Experimental Investigation of Chevron Special Concentrically Braced Frames with a Yielding Beam Plastic Mechanism

Abstract

Chevron-braced frames are preferred structural systems by architects and contractors in low to mid-rise buildings for seismic design because they accommodate architectural elements while providing the necessary lateral stiffness and resistance. This system was more common prior to the advent of Special Concentrically Braced Frame (SCBF) seismic provisions based on capacity design in the late 1980’s, which require that the beam develop the idealized expected unbalanced capacities of full yielding of the tension brace and degraded capacity of the compression brace. This results in large and costly beams, which deter their use in construction. Previous experimental tests of chevron SCBFs with beam strengths that do not satisfy the theoretical unbalanced force prescribed by AISC SCBF Seismic Provisions result in a yielding beam plastic mechanism. These tests suggest that the current beam strength requirement is not necessary for assuring life safety and collapse prevention. Three single-story chevron SCBFs were tested at the University of Washington to further evaluate the beam yielding mechanism. One of the tested specimens had a beam weaker than any previously tested to establish a lower bound for comparison of seismic performance.

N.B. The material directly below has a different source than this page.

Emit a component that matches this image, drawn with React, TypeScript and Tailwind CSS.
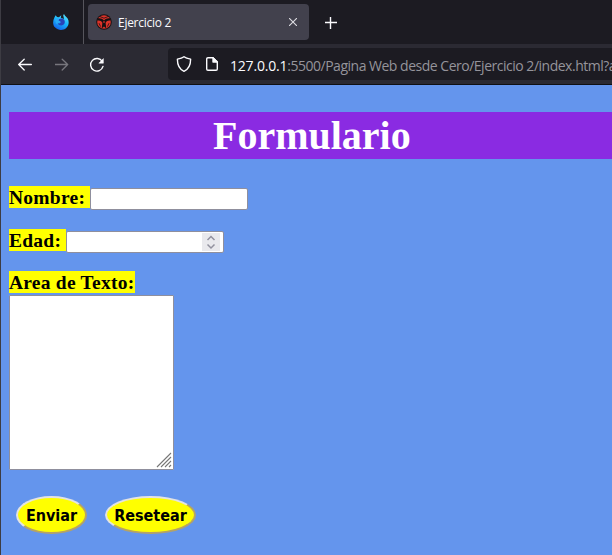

A second specimen had A500 Gr. C braces to determine the impact of brace steel type on seismic performance. The third single-story specimen used a deeper beam to determine the effect of beam stiffness on frame resistance and ductility. Finally, a capstone 3-story chevron SCBF was tested at the National Center for Research on Earthquake Engineering in Taiwan to evaluate the system’s performance with a yielding beam. Results show that the beam yielding mechanism improved the deformability of the SCBF and the weaker beam did not compromise the capacity of the system if the beam was not excessively weak.